Posted by Greg at November 25, 2009 10:05 PM

Comments
#1 ::: Kevin J. Maroney ::: November 26, 2009 9:22 PM ::: link

In many ways, of course, this *is* a story about story--it's many little vignettes about lives of Batman, some of them tiny homages to well-known stories. (E.g., David Reed's "Where Were You on the Night Batman Was Killed?" four-parter, Batman 291-294 , which I think was the first "miniseries within a series".) Kubert's allusive art ties in to this brickolage reasonably well. I agree with your implicit criticism that, unfortunately, most of the homages and invocations aren't particularly memorable--as demonstrated by the fact that I can't remember a one of them, six months after having read it.

But the pieces do add to a coherent story--of the Bat-man as a character who attracts stories to himself. And it builds to a strong finish, one that rationalizes both the content and the approach of the preceding pages.

Also, as a sop to us continuity fiends, it ties in brilliantly to a tossed-off comment by a major character in Sandman. So that's nice.

So: Not one of Gaiman's Great Works, but in the range of as good a Last Batman Story as I can picture being written.

#2 ::: dhole ::: November 29, 2009 2:09 PM ::: link

I enjoyed the first part, then was very disappointed by the second part, mainly 'cause, as mentioned, I wasn't really satisfied that I had read a story.

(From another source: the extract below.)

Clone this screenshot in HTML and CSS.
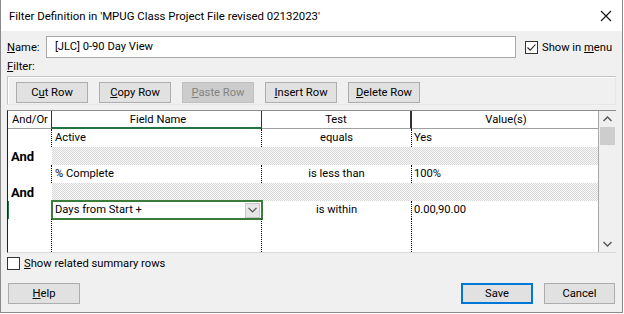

And the homage to Good Night Moon fell very flat because I just happened to see the exact same thing in a scene from The Wire about a week earlier. That's just bad luck, I guess.

Also wish we'd had some closure with the guy watching Joker's car, although it's a safe bet it wasn't going to end well for him.

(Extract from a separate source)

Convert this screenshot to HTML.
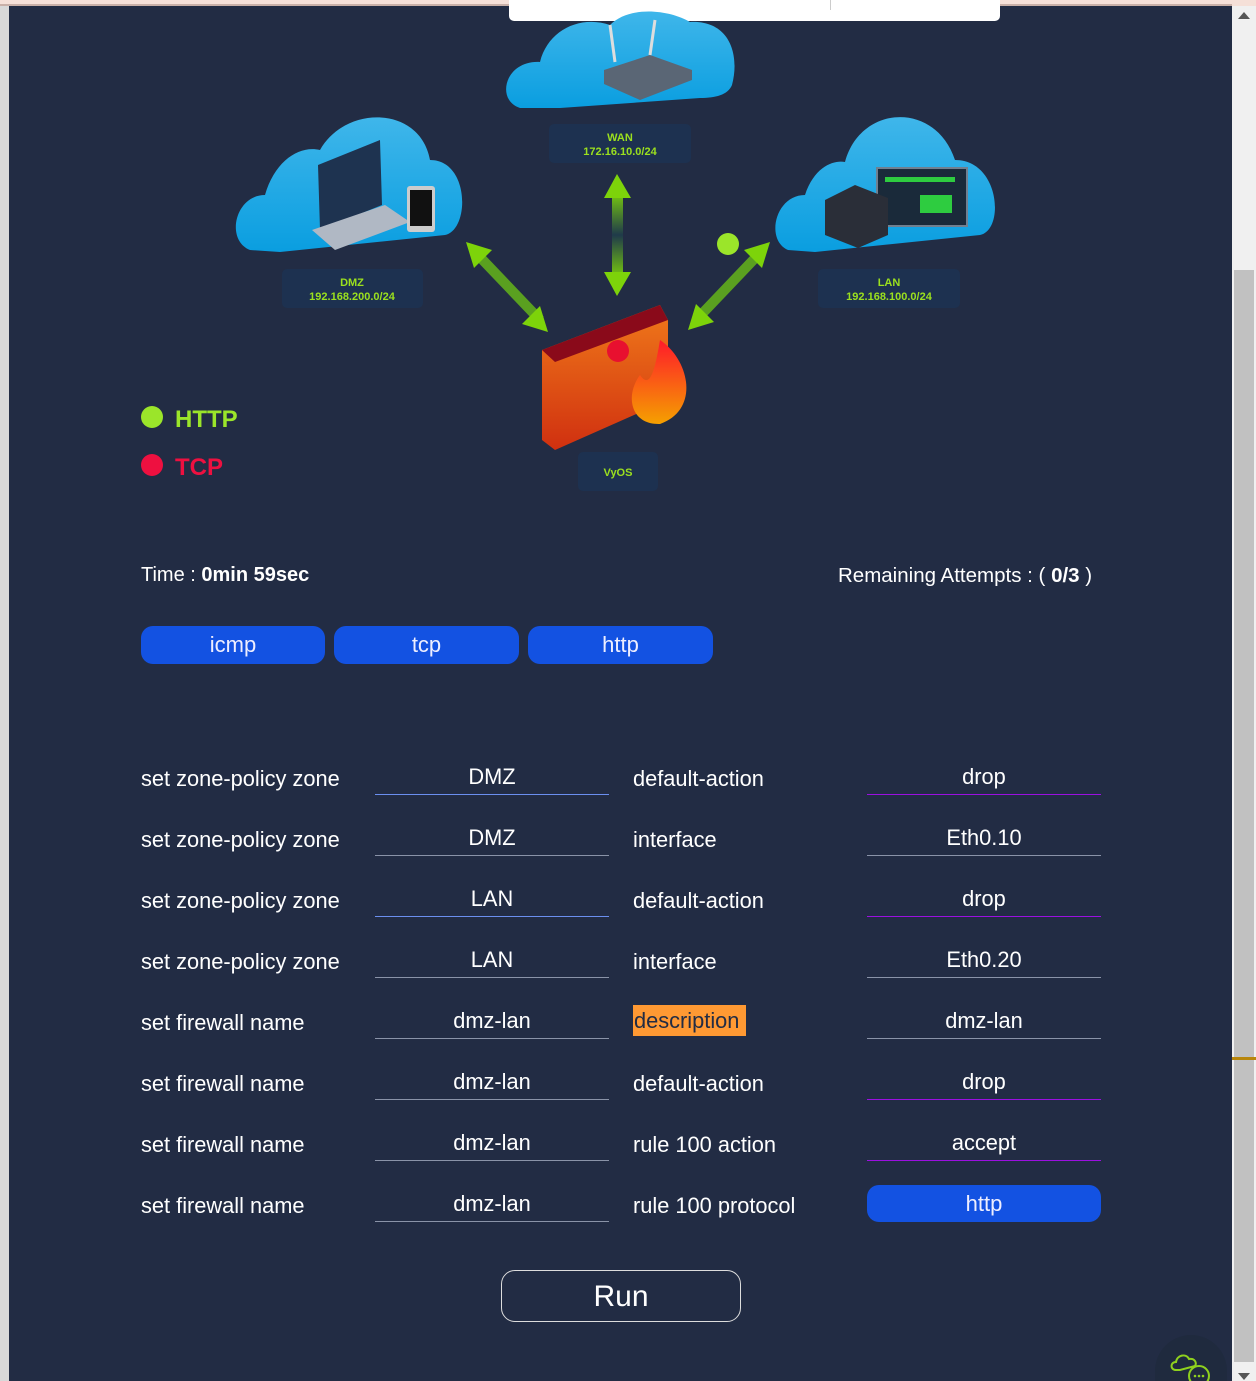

#3 ::: Jeff R. ::: December 2, 2009 4:55 PM ::: link

So, if you were sitting in the towers of DC editorial and received the mandate from further up that there must be a third Whatever Happened, telling the last Wonder Woman story, (1) how would you finish the title question? and (2) Who would be your first choice for the creative team, given that it must not involve anyone on the first two books?

#4 ::: Greg Morrow ::: December 2, 2009 5:19 PM ::: link

"Whatever Happened to the Amazing Amazon", probably. I wouldn't mind seeing Art Adams or Amanda Conner or Brian Bolland on art. I think Paul Levitz would be a good choice for writer. (Or maybe Len Wein.) All this is assuming it's not a George Perez project all the way across.

#5 ::: Dave Snyder ::: December 4, 2009 10:30 AM ::: link

Can we do other titles, because I'd want Whatever Happenned to the Scarlet Speedster, by William Messner-Loebs and Greg LaRocque. Buit it would be Wally because Barry would still be dead.

#6 ::: Jeff R. ::: December 4, 2009 2:24 PM ::: link

I'd go with Whatever Happened to the Fastest Man Alive? for the Flash, myself. And I think that the parallel should be "extremely talented writer who's only written a few (but a few excellent) stories with this character" rather than bringing in someone who wrote a multi-year run. (So Morrison would be a fair choice for Flash.)

(Whatever happened to the Big Red Cheese? vs Whatever happened to the World's Mightiest Mortal??)

(And Wonder Woman will never be able to support a second monthly title unless she can pick up a second catchy epithet...)

#7 ::: Dan Coyle ::: December 9, 2009 4:05 PM ::: link

Whatever happened to the Fastest Man Alive? Geoff Johns, that's what happened.